Let me stop here and give an example so that I don’t lose the readers that aren’t system nerds like myself. I will use a utility company as an example as everyone is a utility customer. For analytics, an executive might want to know the average usage of electricity on a given day at a given time meaning the query is composed of three elements, all contained in one table: usage, date and time. Unless these columns are enormous, i.e. over 2 Billion rows, they are very likely stored behind a single socket with no remote accesses required. Now, take that same company’s customer care center, where a utility consumer wants to turn on service, report an outage or find out what their last few months or years of bills have been.
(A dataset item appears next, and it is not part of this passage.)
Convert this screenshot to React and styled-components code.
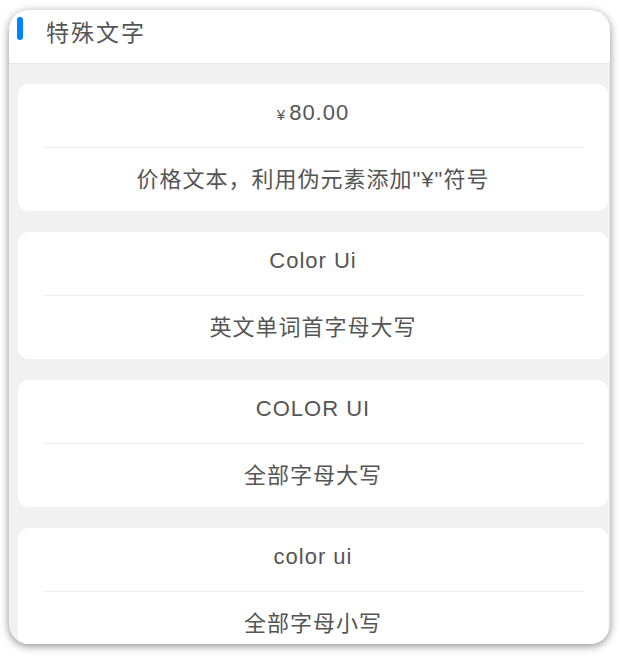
import React from 'react';
import styled, { createGlobalStyle } from 'styled-components';

const GlobalStyle = createGlobalStyle`
  html, body {
    margin: 0;
    padding: 0;
    background: #ffffff;
  }
  body {
    font-family: "Liberation Sans", Arial, "Noto Sans CJK SC", sans-serif;
  }
`;

const items = [
  { top: '¥80.00', bottom: '价格文本，利用伪元素添加"¥"符号', price: true },
  { top: 'color ui', bottom: '英文单词首字母大写', transform: 'capitalize' },
  { top: 'color ui', bottom: '全部字母大写', transform: 'uppercase' },
  { top: 'COLOR UI', bottom: '全部字母小写', transform: 'lowercase' },
];

const App = () => {
  return (
    <Page>
      <GlobalStyle />
      <Frame>
        <Header>
          <Accent />
          <Title>特殊文字</Title>
        </Header>
        <Content>
          {items.map((item, i) => (
            <Card key={i}>
              <Row $transform={item.transform}>
                {item.price ? (
                  <Price>
                    <Yen>¥</Yen>80.00
                  </Price>
                ) : (
                  item.top
                )}
              </Row>
              <Divider />
              <Row>{item.bottom}</Row>
            </Card>
          ))}
        </Content>
      </Frame>
    </Page>
  );
};

export default App;

const Page = styled.div`
  width: 620px;
  height: 656px;
  padding: 10px 10px 0 9px;
  box-sizing: border-box;
`;

const Frame = styled.div`
  width: 601px;
  height: 634px;
  border-radius: 20px;
  overflow: hidden;
  background: #f1f1f1;
  box-shadow: 0 2px 9px rgba(0, 0, 0, 0.45);
`;

const Header = styled.div`
  height: 54px;
  box-sizing: border-box;
  background: #ffffff;
  border-bottom: 1px solid #e6e6e6;
  padding: 7px 0 0 8px;
  display: flex;
  align-items: flex-start;
`;

const Accent = styled.span`
  width: 6px;
  height: 23px;
  border-radius: 3px;
  background: #0081ff;
`;

const Title = styled.span`
  margin-left: 23px;
  margin-top: 1px;
  font-family: "Noto Sans CJK SC", sans-serif;
  font-size: 23px;
  line-height: 26px;
  letter-spacing: 2px;
  color: #555555;
`;

const Content = styled.div`
  padding: 20px 2px 0 9px;
  display: flex;
  flex-direction: column;
  gap: 21px;
`;

const Card = styled.div`
  background: #ffffff;
  border-radius: 10px;
  display: flex;
  flex-direction: column;
`;

const Row = styled.div`
  height: 63px;
  box-sizing: border-box;
  padding-bottom: 5px;
  display: flex;
  align-items: center;
  justify-content: center;
  font-family: "Liberation Sans", Arial, "Noto Sans CJK SC", sans-serif;
  font-size: 22px;
  letter-spacing: 1px;
  color: #555555;
  text-transform: ${({ $transform }) => $transform || 'none'};
`;

const Divider = styled.div`
  height: 1px;
  margin: 0 24px 0 25px;
  background: #eeeeee;
`;

const Price = styled.span`
  display: inline-flex;
  align-items: baseline;
`;

const Yen = styled.span`
  font-size: 15px;
  margin-right: 3px;
`;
In this case, all sorts of information is required to populate the appropriate screens, first name, last name, street address, city, state, meter number, account number, usage, billed amount and on and on. Scans of columns are not required and a simple index lookup suffices, but every element is located in a different column which has to be resolved by an independent dictionary lookup/replacement of the compressed elements meaning several or several dozen communications across the systems as the columns are most likely distributed across the system. While an individual remote access may take longer, almost 5x in a worst case scenario[i], we are still talking nanoseconds here and even 100 of those still results in a “delay” of 50 microseconds. I know, what are you going to do while you are waiting! Of course, a utility customer is more likely to have hundreds, thousands or tens of thousands of transactions at any given point in time and there is the problem. An increased latency of 5x for every remote access may severely diminish the scalability of the system.
Does this mean that is not possible to scale-up a HANA transactional environment? Not at all, but it does take more than being able to physically place a lot of memory in a system to be able to utilize it in a productive manner with good scalability. How can you evaluate vendor claims then? Unfortunately, the old tried and true SAP SD benchmark has not been made available to run in HANA environments. Lacking that, you could flip a coin, believe vendor claims without proof or demand proof. Clearly, demanding proof is the most reasonable approach, but what proof? There are three types of proof to look at: past history with large transactional workloads, industry standard benchmarks and architecture.
In the over 8TB HANA space, there are three competitors; HPE Superdome X, SGI UV 300H and IBM Power Systems E870/E880. I will address those systems and these three proof points in part 2 of this blog post.